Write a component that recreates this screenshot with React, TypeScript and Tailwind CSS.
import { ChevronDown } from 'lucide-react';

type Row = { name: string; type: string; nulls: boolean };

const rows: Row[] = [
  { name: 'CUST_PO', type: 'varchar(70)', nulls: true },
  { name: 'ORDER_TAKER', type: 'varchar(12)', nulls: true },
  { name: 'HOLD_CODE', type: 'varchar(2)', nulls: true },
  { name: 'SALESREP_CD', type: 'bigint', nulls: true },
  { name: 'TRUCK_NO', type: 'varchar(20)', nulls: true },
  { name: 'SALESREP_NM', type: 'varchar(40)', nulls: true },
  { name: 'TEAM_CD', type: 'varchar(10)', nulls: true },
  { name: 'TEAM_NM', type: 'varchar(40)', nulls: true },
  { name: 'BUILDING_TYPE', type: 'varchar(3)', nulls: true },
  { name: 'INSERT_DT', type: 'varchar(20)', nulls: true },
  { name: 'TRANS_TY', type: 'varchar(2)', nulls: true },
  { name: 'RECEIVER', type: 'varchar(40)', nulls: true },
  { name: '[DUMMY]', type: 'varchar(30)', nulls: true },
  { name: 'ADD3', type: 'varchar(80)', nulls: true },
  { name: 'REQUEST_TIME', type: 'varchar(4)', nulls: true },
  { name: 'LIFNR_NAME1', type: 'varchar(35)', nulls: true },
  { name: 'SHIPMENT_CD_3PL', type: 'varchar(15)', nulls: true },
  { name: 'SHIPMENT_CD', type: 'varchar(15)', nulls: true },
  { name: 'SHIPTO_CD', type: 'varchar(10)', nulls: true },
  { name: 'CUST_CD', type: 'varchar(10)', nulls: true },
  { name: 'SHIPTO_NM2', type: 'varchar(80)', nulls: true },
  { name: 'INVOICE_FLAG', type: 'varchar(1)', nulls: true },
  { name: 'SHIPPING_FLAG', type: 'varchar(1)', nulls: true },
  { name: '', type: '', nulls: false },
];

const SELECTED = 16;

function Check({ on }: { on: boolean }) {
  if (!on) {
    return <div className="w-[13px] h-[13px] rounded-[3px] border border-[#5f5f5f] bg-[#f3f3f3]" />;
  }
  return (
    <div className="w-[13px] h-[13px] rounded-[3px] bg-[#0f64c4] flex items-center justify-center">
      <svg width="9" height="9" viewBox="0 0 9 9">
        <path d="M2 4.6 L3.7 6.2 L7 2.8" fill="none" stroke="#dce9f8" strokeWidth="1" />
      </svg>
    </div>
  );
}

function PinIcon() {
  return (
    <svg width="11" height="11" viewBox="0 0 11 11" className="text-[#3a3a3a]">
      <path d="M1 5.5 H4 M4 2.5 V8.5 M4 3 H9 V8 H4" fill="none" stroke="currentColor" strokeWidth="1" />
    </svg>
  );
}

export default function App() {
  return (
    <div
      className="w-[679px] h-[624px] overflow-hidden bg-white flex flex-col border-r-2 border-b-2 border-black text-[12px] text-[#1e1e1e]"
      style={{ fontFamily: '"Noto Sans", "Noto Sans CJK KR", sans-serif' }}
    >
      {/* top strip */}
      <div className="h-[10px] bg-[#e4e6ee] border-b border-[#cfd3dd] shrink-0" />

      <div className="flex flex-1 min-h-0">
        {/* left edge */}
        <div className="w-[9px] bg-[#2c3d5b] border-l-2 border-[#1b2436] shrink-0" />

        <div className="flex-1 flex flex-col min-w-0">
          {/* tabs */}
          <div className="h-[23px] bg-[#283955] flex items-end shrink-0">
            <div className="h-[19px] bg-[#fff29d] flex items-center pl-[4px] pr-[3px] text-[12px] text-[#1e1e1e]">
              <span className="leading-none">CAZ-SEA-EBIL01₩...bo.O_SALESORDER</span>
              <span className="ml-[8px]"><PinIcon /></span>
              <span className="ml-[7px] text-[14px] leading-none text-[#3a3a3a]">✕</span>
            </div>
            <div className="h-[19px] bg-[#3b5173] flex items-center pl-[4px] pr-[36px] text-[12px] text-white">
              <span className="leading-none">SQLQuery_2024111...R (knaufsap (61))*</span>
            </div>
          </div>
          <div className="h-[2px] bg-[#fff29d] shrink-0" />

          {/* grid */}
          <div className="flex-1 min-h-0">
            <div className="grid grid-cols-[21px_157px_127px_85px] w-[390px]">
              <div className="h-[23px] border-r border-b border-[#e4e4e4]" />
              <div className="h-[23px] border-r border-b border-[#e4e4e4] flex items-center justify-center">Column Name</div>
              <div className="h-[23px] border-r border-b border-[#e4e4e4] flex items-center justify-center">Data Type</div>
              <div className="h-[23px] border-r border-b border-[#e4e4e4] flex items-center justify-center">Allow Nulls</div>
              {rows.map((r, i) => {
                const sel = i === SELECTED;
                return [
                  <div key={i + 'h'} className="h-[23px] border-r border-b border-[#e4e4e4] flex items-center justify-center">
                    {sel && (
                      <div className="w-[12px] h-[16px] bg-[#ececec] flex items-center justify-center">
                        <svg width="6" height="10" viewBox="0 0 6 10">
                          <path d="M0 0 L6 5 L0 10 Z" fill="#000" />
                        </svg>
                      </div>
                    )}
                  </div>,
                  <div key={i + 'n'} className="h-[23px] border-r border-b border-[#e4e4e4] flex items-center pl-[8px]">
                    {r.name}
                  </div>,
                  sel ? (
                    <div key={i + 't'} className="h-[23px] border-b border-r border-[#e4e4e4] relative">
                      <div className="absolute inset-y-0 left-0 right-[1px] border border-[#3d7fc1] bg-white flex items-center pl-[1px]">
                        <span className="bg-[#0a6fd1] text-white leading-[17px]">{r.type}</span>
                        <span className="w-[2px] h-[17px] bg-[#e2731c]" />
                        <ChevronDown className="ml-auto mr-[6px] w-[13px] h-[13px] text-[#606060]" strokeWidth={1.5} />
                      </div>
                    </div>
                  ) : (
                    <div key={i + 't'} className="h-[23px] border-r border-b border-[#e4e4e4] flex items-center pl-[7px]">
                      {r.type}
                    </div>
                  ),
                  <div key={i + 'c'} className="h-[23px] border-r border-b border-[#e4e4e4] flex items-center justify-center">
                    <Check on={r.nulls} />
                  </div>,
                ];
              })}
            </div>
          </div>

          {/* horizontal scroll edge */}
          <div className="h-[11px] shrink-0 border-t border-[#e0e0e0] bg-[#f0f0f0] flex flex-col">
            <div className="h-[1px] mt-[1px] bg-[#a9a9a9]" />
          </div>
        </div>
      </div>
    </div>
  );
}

-----

### Task statement:
Extract the lines above, from the first one through the one containing "string; type: string;", and return only those, unchanged.

### Exercise answer:
Write a component that recreates this screenshot with React, TypeScript and Tailwind CSS.
import { ChevronDown } from 'lucide-react';

type Row = { name: string; type: string; nulls: boolean };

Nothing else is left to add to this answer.